Most of the example above basically is a criticism of Sony and Microsoft ecosystem and the vendors that deliver games on those platforms. Nintendo is not that far out from the same criticism but they are a unique beast. See Nintendo really did not take the bait on online play or very powerful hardware or intense graphics. They took a different direction, in that they wanted to deliver a fun experience. To this day, they do. Considering the Wii, Wii U and Switch, these 3 systems offer unique playing experience, which had the players interact more with hardware with motion controls and still play with friends not online but together(couch co-op). As much as Nintendo can be a pain with video game preservation and emulation, they still deliver some of the best single player and couch co-op experience then most other consoles. Mario, kirby, zelda and metroid, all first party games provide the best replay ability then most other games. The formula Nintendo has use over the years I think provided this little glimmer of what gaming should be.

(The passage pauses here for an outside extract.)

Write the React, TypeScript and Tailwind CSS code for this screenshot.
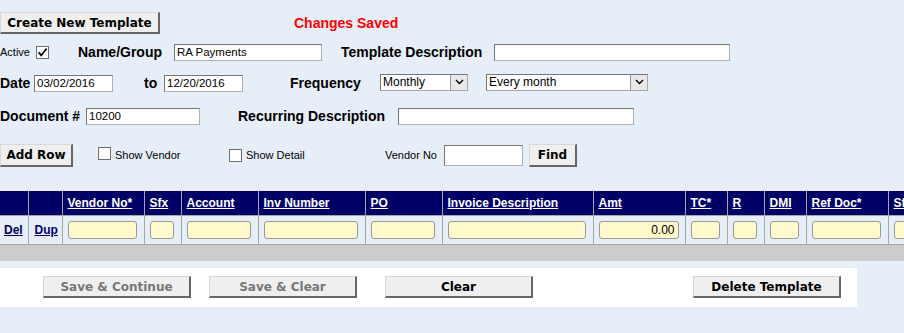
import React from "react";

const inputBase =
  "h-[17px] bg-white border border-[#767676] border-r-[#b0b0b0] border-b-[#b0b0b0] px-[2px] text-[11.5px] leading-[15px] text-black outline-none";

const btnBase =
  "flex items-center justify-center bg-[#efefef] border-t border-l border-t-[#d8d8d8] border-l-[#d8d8d8] border-r-2 border-b-2 border-r-[#666] border-b-[#666] font-['DejaVu_Sans',sans-serif] font-bold text-[12px]";

function Check({ checked }: { checked?: boolean }) {
  return (
    <span className="inline-flex h-[13px] w-[13px] shrink-0 items-center justify-center border border-[#6f6f6f] bg-white">
      {checked && (
        <svg width="11" height="11" viewBox="0 0 11 11">
          <path d="M1.6 5.4 L4.2 8.4 L9.6 1.6" fill="none" stroke="#000" strokeWidth="1.7" />
        </svg>
      )}
    </span>
  );
}

function Select({ className, value }: { className: string; value: string }) {
  return (
    <div className={`flex h-[17px] border border-[#767676] border-r-[#a8a8a8] border-b-[#a8a8a8] bg-white ${className}`}>
      <span className="flex-1 pl-[2px] text-[12px] leading-[15px] text-black">{value}</span>
      <span className="flex w-[17px] items-center justify-center border-l border-[#9a9a9a] bg-[#e8e8e8]">
        <svg width="9" height="6" viewBox="0 0 9 6">
          <path d="M1 1 L4.5 4.5 L8 1" fill="none" stroke="#000" strokeWidth="1.4" />
        </svg>
      </span>
    </div>
  );
}

const cols = [
  { label: "", w: "w-[28px]", iw: "" },
  { label: "", w: "w-[34px]", iw: "" },
  { label: "Vendor No*", w: "w-[82px]", iw: "w-[69px]" },
  { label: "Sfx", w: "w-[37px]", iw: "w-[24px]" },
  { label: "Account", w: "w-[77px]", iw: "w-[64px]" },
  { label: "Inv Number", w: "w-[107px]", iw: "w-[94px]" },
  { label: "PO", w: "w-[77px]", iw: "w-[64px]" },
  { label: "Invoice Description", w: "w-[151px]", iw: "w-[138px]" },
  { label: "Amt", w: "w-[92px]", iw: "w-[80px]" },
  { label: "TC*", w: "w-[42px]", iw: "w-[29px]" },
  { label: "R", w: "w-[37px]", iw: "w-[24px]" },
  { label: "DMI", w: "w-[42px]", iw: "w-[29px]" },
  { label: "Ref Doc*", w: "w-[82px]", iw: "w-[69px]" },
  { label: "Sfx", w: "w-[60px]", iw: "w-[47px]" },
];

export default function App() {
  return (
    <div className="h-[333px] w-[904px] overflow-hidden bg-[#e6eef8] font-['Liberation_Sans',Arial,sans-serif] text-black">
      {/* top */}
      <div className="mt-[12px] flex h-[22px] items-center">
        <button className={`${btnBase} h-[22px] w-[160px] text-black`}>Create New Template</button>
        <span className="ml-[134px] text-[14px] font-bold text-[#ff0000]">Changes Saved</span>
      </div>

      {/* row 1 */}
      <div className="mt-[8px] flex h-[20px] items-center">
        <span className="w-[36px] text-[11px]">Active</span>
        <Check checked />
        <span className="ml-[29px] w-[96px] text-[14px] font-bold">Name/Group</span>
        <input className={`${inputBase} w-[148px]`} defaultValue="RA Payments" />
        <span className="ml-[19px] w-[153px] text-[14px] font-bold">Template Description</span>
        <input className={`${inputBase} w-[236px]`} defaultValue="" />
      </div>

      {/* row 2 */}
      <div className="mt-[11px] flex h-[20px] items-center">
        <span className="w-[34px] text-[14px] font-bold">Date</span>
        <input className={`${inputBase} w-[79px]`} defaultValue="03/02/2016" />
        <span className="ml-[31px] w-[20px] text-[14px] font-bold">to</span>
        <input className={`${inputBase} w-[79px]`} defaultValue="12/20/2016" />
        <span className="ml-[47px] w-[90px] text-[14px] font-bold">Frequency</span>
        <Select className="-mt-[2px] w-[88px]" value="Monthly" />
        <Select className="-mt-[2px] ml-[18px] w-[162px]" value="Every month" />
      </div>

      {/* row 3 */}
      <div className="mt-[13px] flex h-[20px] items-center">
        <span className="w-[86px] text-[14px] font-bold">Document #</span>
        <input className={`${inputBase} w-[114px]`} defaultValue="10200" />
        <span className="ml-[38px] w-[160px] text-[14px] font-bold">Recurring Description</span>
        <input className={`${inputBase} w-[236px]`} defaultValue="" />
      </div>

      {/* row 4 */}
      <div className="mt-[17px] flex h-[24px] items-center">
        <button className={`${btnBase} h-[23px] w-[73px] text-black`}>Add Row</button>
        <span className="ml-[25px]">
          <Check />
        </span>
        <span className="ml-[4px] w-[114px] text-[11px]">Show Vendor</span>
        <Check />
        <span className="ml-[4px] w-[139px] text-[11px]">Show Detail</span>
        <span className="w-[59px] text-[11px]">Vendor No</span>
        <input className={`${inputBase} h-[21px] w-[79px]`} defaultValue="" />
        <button className={`${btnBase} ml-[6px] h-[23px] w-[48px] text-black`}>Find</button>
      </div>

      {/* grid */}
      <div className="mt-[24px] w-[904px] overflow-hidden">
        <table className="w-[948px] table-fixed border-collapse text-[12px]">
          <thead>
            <tr className="h-[24px] bg-[#000066]">
              {cols.map((c, i) => (
                <th
                  key={i}
                  className={`${c.w} overflow-hidden whitespace-nowrap border border-t-0 border-l-0 border-[#a6a6a6] pl-[5px] text-left font-bold text-white underline`}
                >
                  {c.label}
                </th>
              ))}
            </tr>
          </thead>
          <tbody>
            <tr className="h-[29px]">
              <td className="border border-l-0 border-[#a6a6a6] pl-[4px] font-bold text-[#000066] underline">Del</td>
              <td className="border border-[#a6a6a6] pl-[6px] font-bold text-[#000066] underline">Dup</td>
              {cols.slice(2).map((c, i) => (
                <td key={i} className="border border-[#a6a6a6] pl-[5px]">
                  <input
                    className={`${c.iw} h-[18px] rounded-[3px] border border-[#9a9a9a] bg-[#fff9cc] px-[3px] text-right text-[12px] leading-[16px] outline-none`}
                    defaultValue={c.label === "Amt" ? "0.00" : ""}
                  />
                </td>
              ))}
            </tr>
          </tbody>
        </table>
      </div>
      <div className="h-[16px] w-[904px] bg-[#cccccc]" />

      {/* actions */}
      <div className="mt-[7px] flex h-[39px] w-[857px] items-center bg-white">
        <button className={`${btnBase} ml-[43px] h-[22px] w-[148px] text-[#777]`}>Save &amp; Continue</button>
        <button className={`${btnBase} ml-[18px] h-[22px] w-[148px] text-[#777]`}>Save &amp; Clear</button>
        <button className={`${btnBase} ml-[28px] h-[22px] w-[148px] text-black`}>Clear</button>
        <button className={`${btnBase} ml-[160px] h-[22px] w-[148px] text-black`}>Delete Template</button>
      </div>
    </div>
  );
}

Have a good piece of hardware(yes even the wii U in my opinion) and a plethera of good single player/couch co-op gaming. While also slowly figuring out the best way to deliver online content but not making it the main driver.
I understand this article seems like a love note to Nintendo but my TL;DR(Too long; didn’t read) thesis is this. Gaming is still great, but it has fallen into the same enshitification, locked ecosystem as other parts of other products and services. Gaming took the middle road of where to go next and the cross roads are coming up. I think Nintendo, too the road of still deliverying great single player experience but there online is lackluster at best. Sony and Microsoft have great graphics and online but some single player experience are just way too short or replay ability sucks. The hope is, the decision is to get those things working in such a way, where we have a new road that is an interstate to greatness. I think we are getting there, thanks to the indie devs which are providing great support for the single player side(hollow knight, blasphmous, and hades) with some good online support.